Dari ‘Aisyah Radhiyallahu 'anha, dia berkata,“Tidaklah Rasulullah Shallallahu 'alaihi wa sallam disuruh memilih di antara dua perkara sama sekali, kecuali beliau memilih yang paling mudah di antara keduanya, selama hal itu bukan merupakan dosa. Jika hal itu merupakan dosa, maka beliau adalah manusia yang paling jauh dari dosa. Dan tidaklah beliau membalas dengan hukuman untuk (membela) dirinya di dalam sesuatu sama sekali. Kecuali jika perkara-perkara yang diharamkan Allah dilanggar, maka beliau akan membalas dengan hukuman terhadap perkara itu karena Allah.” [8]

Demikian juga beliau tidak pernah memukul pembantu atau seseorang, kecuali jika berjihad di jalan Allah.

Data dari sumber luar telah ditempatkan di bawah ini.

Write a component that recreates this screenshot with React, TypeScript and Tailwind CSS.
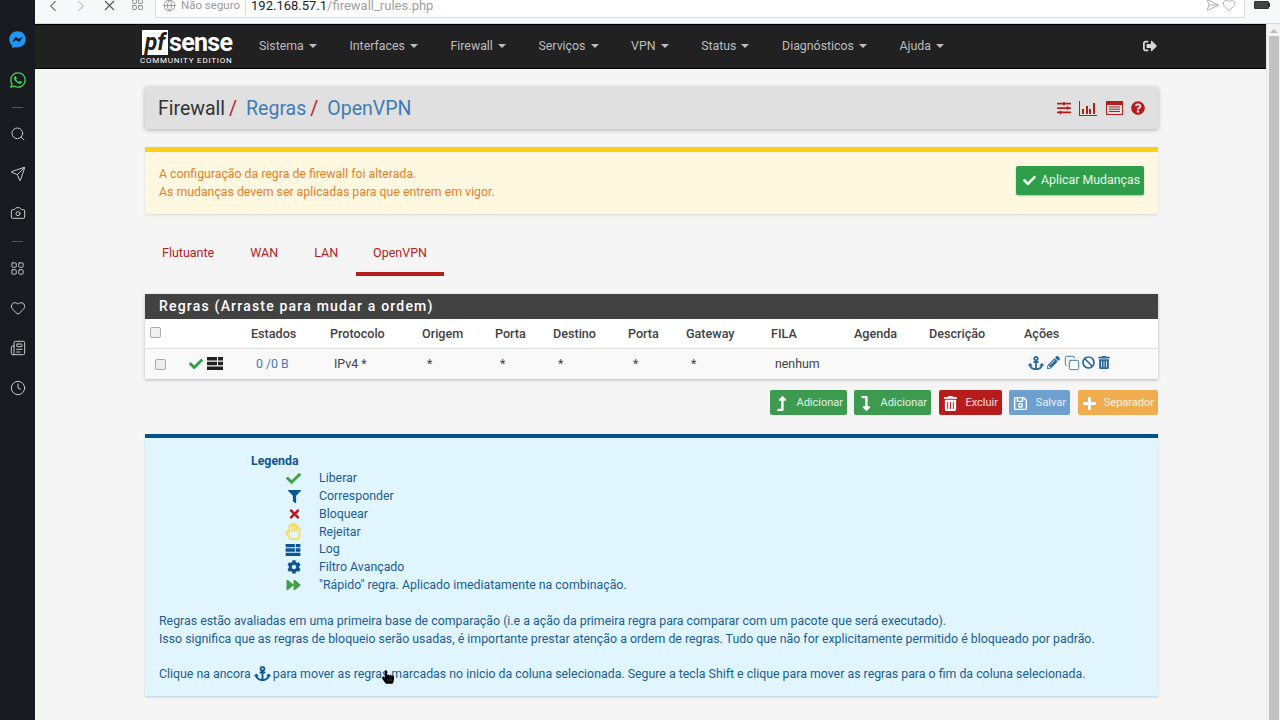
import { ChevronLeft, ChevronRight, X, LayoutGrid, Globe, Send, Heart, Search, Camera, Newspaper, Clock, Copy } from "lucide-react";
import {
  FaFacebookMessenger,
  FaWhatsapp,
  FaSignOutAlt,
  FaSlidersH,
  FaQuestionCircle,
  FaCheck,
  FaFilter,
  FaTimes,
  FaRegHandPaper,
  FaCog,
  FaForward,
  FaAnchor,
  FaPencilAlt,
  FaBan,
  FaTrashAlt,
  FaLevelUpAlt,
  FaLevelDownAlt,
  FaRegSave,
  FaPlus,
  FaHandPointer,
} from "react-icons/fa";

const menu = ["Sistema", "Interfaces", "Firewall", "Serviços", "VPN", "Status", "Diagnósticos", "Ajuda"];

function LogIcon({ className }: { className: string }) {
  return (
    <svg viewBox="0 0 16 13" className={className} fill="currentColor">
      <path d="M0 0h10v3.6H0zM11 0h5v3.6h-5zM0 4.7h10v3.6H0zM11 4.7h5v3.6h-5zM0 9.4h16V13H0z" />
    </svg>
  );
}

function BarsIcon() {
  return (
    <svg viewBox="0 0 18 15" className="h-[15px] w-[18px] text-[#b71c1c]" fill="currentColor">
      <path d="M0 0h1v14h17v1H0zM3 8h2v5H3zM7 5h2v8H7zM10 8h2v5h-2zM14 2h2v11h-2z" />
    </svg>
  );
}

function ListBoxIcon() {
  return (
    <svg viewBox="0 0 17 14" className="h-[14px] w-[17px] text-[#b71c1c]" fill="currentColor">
      <path d="M0 0h17v14H0zM1 4v9h15V4z" fillRule="evenodd" />
      <path d="M3 5.5h11v1H3zM3 7.8h11v1H3zM3 10.1h11v1H3z" />
    </svg>
  );
}

function Caret() {
  return <span className="ml-[5px] inline-block border-x-[4px] border-t-[4px] border-x-transparent border-t-[#bdbdbd] align-middle" />;
}

function Sidebar() {
  return (
    <aside className="flex w-[35px] shrink-0 flex-col items-center bg-[#171b1f] pt-[31px] text-[#c8c9ca]">
      <FaFacebookMessenger className="h-[17px] w-[17px] text-[#2196f3]" />
      <FaWhatsapp className="mt-[23px] h-[18px] w-[18px] text-[#43d854]" />
      <div className="mt-[18px] h-px w-[11px] bg-[#555]" />
      <Search className="mt-[18px] h-[16px] w-[16px]" strokeWidth={1.5} />
      <Send className="mt-[24px] h-[16px] w-[16px]" strokeWidth={1.5} />
      <Camera className="mt-[23px] h-[16px] w-[16px]" strokeWidth={1.5} />
      <div className="mt-[20px] h-px w-[11px] bg-[#555]" />
      <LayoutGrid className="mt-[19px] h-[15px] w-[15px]" strokeWidth={1.5} />
      <Heart className="mt-[24px] h-[16px] w-[16px]" strokeWidth={1.5} />
      <Newspaper className="mt-[24px] h-[16px] w-[16px]" strokeWidth={1.5} />
      <Clock className="mt-[24px] h-[16px] w-[16px]" strokeWidth={1.5} />
    </aside>
  );
}

function BrowserBar() {
  return (
    <div className="flex h-[24px] shrink-0 items-start border-b border-[#dcdcdc] bg-[#f7f8f9] text-[#777]">
      <ChevronLeft className="ml-[9px] mt-[-3px] h-[18px] w-[18px]" strokeWidth={1.5} />
      <ChevronRight className="ml-[10px] mt-[-3px] h-[18px] w-[18px] text-[#c4c4c4]" strokeWidth={1.5} />
      <X className="ml-[11px] mt-[-3px] h-[17px] w-[17px] text-[#555]" strokeWidth={1.5} />
      <LayoutGrid className="ml-[13px] mt-[-2px] h-[13px] w-[13px]" strokeWidth={1.5} />
      <div className="ml-[11px] flex h-[18px] w-[1090px] items-center border-r border-b border-l border-[#dcdcdc] bg-white pl-[7px]">
        <Globe className="mt-[-6px] h-[13px] w-[13px] text-[#888]" strokeWidth={1.5} />
        <span className="ml-[5px] mt-[-6px] text-[11.5px] text-[#9a9a9a]">Não seguro</span>
        <span className="ml-[5px] mt-[-6px] border-l border-[#ddd] pl-[5px] text-[13px] text-[#222]">
          192.168.57.1<span className="text-[#a0a0a0]">/firewall_rules.php</span>
        </span>
        <Send className="ml-auto mt-[-7px] h-[14px] w-[14px] rotate-45 text-[#aaa]" strokeWidth={1.5} />
        <Heart className="ml-[5px] mr-[8px] mt-[-7px] h-[14px] w-[14px] text-[#aaa]" strokeWidth={1.5} />
      </div>
      <div className="ml-[9px] mt-[1px] flex h-[8px] w-[15px] items-center rounded-[1px] border border-[#333] bg-[#444]" />
      <div className="mt-[3px] h-[4px] w-[1px] bg-[#333]" />
    </div>
  );
}

function Navbar() {
  return (
    <nav className="flex h-[45px] shrink-0 items-center border-y border-black bg-[#212121] pl-[107px] text-[#bdbdbd]">
      <div className="flex w-[117px] shrink-0 flex-col items-start self-start pt-[4px]">
        <div className="flex h-[26px] items-center">
          <span className="flex h-[25px] w-[26px] items-center justify-center bg-white text-[23px] font-bold italic leading-none text-[#212121]">pf</span>
          <span className="ml-[1px] text-[25px] font-bold leading-none tracking-[-0.7px] text-white">sense</span>
        </div>
        <span className="ml-[-2px] text-[8px] leading-[11px] tracking-[0.78px] text-white">COMMUNITY EDITION</span>
      </div>
      <div className="mb-[1px] flex gap-[32.6px]">
        {menu.map((item) => (
          <span key={item} className="text-[12.35px]">
            {item}
            <Caret />
          </span>
        ))}
      </div>
      <FaSignOutAlt className="mb-[2px] ml-auto mr-[109px] h-[14px] w-[14px] text-[#d8d8d8]" />
    </nav>
  );
}

function PageTitle() {
  return (
    <div className="flex h-[42px] items-center rounded-[2px] bg-[#e0e0e0] pl-[13px] pr-[13px] text-[19.5px] shadow-[0_1px_4px_rgba(0,0,0,0.3)]">
      <span className="pt-[1px] text-[#333]">Firewall</span>
      <span className="ml-[4px] pt-[1px] text-[#b71c1c]">/</span>
      <span className="ml-[9px] pt-[1px] text-[#3f7cb5]">Regras</span>
      <span className="ml-[4px] pt-[1px] text-[#b71c1c]">/</span>
      <span className="ml-[9px] pt-[1px] text-[#3f7cb5]">OpenVPN</span>
      <div className="ml-auto flex items-center text-[#b71c1c]">
        <FaSlidersH className="h-[14px] w-[14px]" />
        <span className="ml-[8px]"><BarsIcon /></span>
        <span className="ml-[9px]"><ListBoxIcon /></span>
        <FaQuestionCircle className="ml-[8px] h-[14px] w-[14px]" />
      </div>
    </div>
  );
}

function Alert() {
  return (
    <div className="mt-[18px] flex h-[67px] items-center justify-between border-t-[5px] border-[#fdd017] bg-[#fff8e1] pl-[14px] pr-[14px] shadow-[0_1px_2px_rgba(0,0,0,0.12)]">
      <div className="text-[12.3px] leading-[18px] text-[#ea7f1f]">
        <p>A configuração da regra de firewall foi alterada.</p>
        <p>As mudanças devem ser aplicadas para que entrem em vigor.</p>
      </div>
      <button type="button" className="mb-[6px] flex h-[29px] w-[128px] items-center justify-between rounded-[2px] bg-[#2e9e4a] pl-[7px] pr-[4px] text-[12.35px] text-white/90 shadow-[0_1px_2px_rgba(0,0,0,0.25)]">
        <FaCheck className="h-[13px] w-[13px]" />
        Aplicar Mudanças
      </button>
    </div>
  );
}

function Tabs() {
  return (
    <div className="mt-[20px] flex h-[42px] text-[12.5px] text-[#b71c1c]">
      <span className="flex items-center pb-[3px] pl-[17px] pr-[18px]">Flutuante</span>
      <span className="flex items-center px-[18px] pb-[3px]">WAN</span>
      <span className="flex items-center px-[18px] pb-[3px]">LAN</span>
      <span className="flex items-center border-b-[4px] border-[#b71c1c] px-[17px] pt-[1px]">OpenVPN</span>
    </div>
  );
}

const gridCols = "grid grid-cols-[106px_79px_92px_73px_58px_75px_58px_85px_83px_75px_95px_1fr]";

function RulesPanel() {
  return (
    <div className="mt-[18px] shadow-[0_1px_3px_rgba(0,0,0,0.25)]">
      <div className="flex h-[25px] items-center bg-[#424242] pl-[14px] text-[14px] font-medium tracking-[1.2px] text-white">
        Regras (Arraste para mudar a ordem)
      </div>
      <div className={`${gridCols} h-[30px] items-center border-b border-[#ddd] bg-white pt-[2px] text-[12.6px] font-medium text-[#424242]`}>
        <span className="pl-[5px]">
          <span className="mb-[4px] block h-[11px] w-[11px] rounded-[2px] border border-[#aaa] bg-[#f0f0f0]" />
        </span>
        <span>Estados</span>
        <span>Protocolo</span>
        <span>Origem</span>
        <span>Porta</span>
        <span>Destino</span>
        <span>Porta</span>
        <span>Gateway</span>
        <span>FILA</span>
        <span>Agenda</span>
        <span>Descrição</span>
        <span>Ações</span>
      </div>
      <div className={`${gridCols} h-[30px] items-center bg-[#f9f9f9] text-[12.35px] text-[#424242]`}>
        <span className="flex items-center pl-[10px]">
          <span className="block h-[11px] w-[11px] rounded-[2px] border border-[#aaa] bg-[#eee]" />
          <FaCheck className="ml-[23px] h-[14px] w-[14px] text-[#2e9e4a]" />
          <LogIcon className="ml-[4px] mb-[2px] h-[13px] w-[16px] text-[#212121]" />
        </span>
        <span className="pl-[5px] text-[#3f7cb5]">0 /0 B</span>
        <span className="pl-[4px]">IPv4 *</span>
        <span className="pl-[5px]">*</span>
        <span className="pl-[5px]">*</span>
        <span className="pl-[5px]">*</span>
        <span className="pl-[5px]">*</span>
        <span className="pl-[5px]">*</span>
        <span className="pl-[4px]">nenhum</span>
        <span />
        <span />
        <span className="flex items-center pl-[4px] pb-[3px] text-[#27689f]">
          <FaAnchor className="h-[16px] w-[16px]" />
          <FaPencilAlt className="ml-[3px] h-[13px] w-[13px]" />
          <Copy className="ml-[4px] h-[16px] w-[16px]" strokeWidth={1.25} />
          <FaBan className="ml-[2px] h-[13px] w-[13px]" />
          <FaTrashAlt className="ml-[3px] h-[13px] w-[12px]" />
        </span>
      </div>
    </div>
  );
}

const actions = [
  { label: "Adicionar", color: "bg-[#3c9b4e] w-[77px]", Icon: FaLevelUpAlt },
  { label: "Adicionar", color: "bg-[#3c9b4e] w-[77px] ml-[7px]", Icon: FaLevelDownAlt },
  { label: "Excluir", color: "bg-[#b71c1c] w-[63px] ml-[8px]", Icon: FaTrashAlt },
  { label: "Salvar", color: "bg-[#6d9fcf] w-[61px] ml-[7px]", Icon: FaRegSave },
  { label: "Separador", color: "bg-[#f0ad4e] w-[80px] ml-[8px]", Icon: FaPlus },
];

function ActionButtons() {
  return (
    <div className="mt-[11px] flex justify-end">
      {actions.map(({ label, color, Icon }, i) => (
        <button key={i} type="button" className={`flex h-[25px] items-center justify-between rounded-[2px] pl-[4px] pr-[4px] pt-[1px] text-[11px] text-white/85 ${color}`}>
          <Icon className="h-[15px] w-[15px] text-white" />
          {label}
        </button>
      ))}
    </div>
  );
}

const legend = [
  { text: "Liberar", icon: <FaCheck className="h-[15px] w-[15px] text-[#43a047]" /> },
  { text: "Corresponder", icon: <FaFilter className="h-[13px] w-[13px] text-[#0d5694]" /> },
  { text: "Bloquear", icon: <FaTimes className="h-[14px] w-[13px] text-[#b71c1c]" /> },
  { text: "Rejeitar", icon: <FaRegHandPaper className="h-[17px] w-[16px] text-[#fdd835]" /> },
  { text: "Log", icon: <LogIcon className="h-[12px] w-[16px] text-[#0d5694]" /> },
  { text: "Filtro Avançado", icon: <FaCog className="h-[14px] w-[14px] text-[#0d5694]" /> },
  { text: "\"Rápido\" regra. Aplicado imediatamente na combinação.", icon: <FaForward className="h-[14px] w-[15px] text-[#43a047]" /> },
];

function Legend() {
  return (
    <div className="relative mt-[19px] h-[262px] border-t-[4px] border-[#004f8f] bg-[#e1f5fe] pl-[14px] pt-[15px] text-[12.35px] text-[#1b5e92] shadow-[0_1px_2px_rgba(0,100,160,0.25)]">
      <div className="pl-[92px]">
        <p className="font-bold leading-[16.7px] text-[#0d5694]">Legenda</p>
        {legend.map((row) => (
          <div key={row.text} className="flex h-[17.75px] items-center">
            <span className="flex w-[68px] justify-end pr-[18px]">{row.icon}</span>
            <span>{row.text}</span>
          </div>
        ))}
      </div>
      <p className="mt-[17.8px] leading-[18px]">Regras estão avaliadas em uma primeira base de comparação (i.e a ação da primeira regra para comparar com um pacote que será executado).</p>
      <p className="leading-[18px]">Isso significa que as regras de bloqueio serão usadas, é importante prestar atenção a ordem de regras. Tudo que não for explicitamente permitido é bloqueado por padrão.</p>
      <p className="mt-[17px] flex items-center leading-[18px]">
        Clique na ancora
        <FaAnchor className="ml-[3px] mr-[2px] mb-[2px] h-[17px] w-[17px] text-[#0d5694]" />
        para mover as regras marcadas no inicio da coluna selecionada. Segure a tecla Shift e clique para mover as regras para o fim da coluna selecionada.
      </p>
      <FaHandPointer className="absolute left-[237px] top-[232px] h-[14px] w-[12px] text-black" />
    </div>
  );
}

export default function App() {
  return (
    <div className="flex h-[720px] w-[1280px] overflow-hidden bg-[#f5f5f5] font-['Roboto',sans-serif]">
      <Sidebar />
      <div className="flex min-w-0 flex-1 flex-col">
        <BrowserBar />
        <div className="flex min-h-0 flex-1">
          <div className="flex min-w-0 flex-1 flex-col">
            <Navbar />
            <main className="ml-[110px] w-[1013px] pt-[18px]">
              <PageTitle />
              <Alert />
              <Tabs />
              <RulesPanel />
              <ActionButtons />
              <Legend />
            </main>
          </div>
          <div className="flex w-[14px] shrink-0 flex-col items-center border-l border-[#e5e5e5] bg-[#f3f3f3]">
            <span className="mt-[5px] border-x-[4px] border-b-[4px] border-x-transparent border-b-[#bbb]" />
            <span className="mt-[3px] w-[10px] flex-1 bg-[#c2c2c2]" />
          </div>
        </div>
      </div>
    </div>
  );
}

عَنْ عَائِشَةَ قَالَتْ مَا ضَرَبَ رَسُولُ اللَّهِ صَلَّى اللَّهُ عَلَيْهِ وَسَلَّمَ شَيْئًا قَطُّ بِيَدِهِ وَلَا امْرَأَةً وَلَا خَادِمًا إِلَّا أَنْ يُجَاهِدَ فِي سَبِيلِ اللَّهِ وَمَا نِيلَ مِنْهُ شَيْءٌ قَطُّ فَيَنْتَقِمَ مِنْ صَاحِبِهِ إِلَّا أَنْ يُنْتَهَكَ شَيْءٌ مِنْ مَحَارِمِ اللَّهِ فَيَنْتَقِمَ لِلَّهِ عَزَّ وَجَلَّ

Dari ‘Aisyah Radhiyallahu 'anha, dia berkata,“Rasulullah Shallallahu 'alaihi wa sallam tidak pernah sama sekali memukul sesuatu dengan tangannya, juga tidak pernah memukul wanita (istri), dan tidak pernah memukul seorang pembantu. Beliau memukul jika berjihad di jalan Allah. Dan tidaklah beliau disakiti dengan sesuatu sama sekali, lalu beliau membalas terhadap pelakunya. Kecuali jika ada sesuatu di antara perkara-perkara yang diharamkan Allah dilanggar, maka beliau akan membalas dengan hukuman karena Allah ‘Azza Wa Jalla.” [9]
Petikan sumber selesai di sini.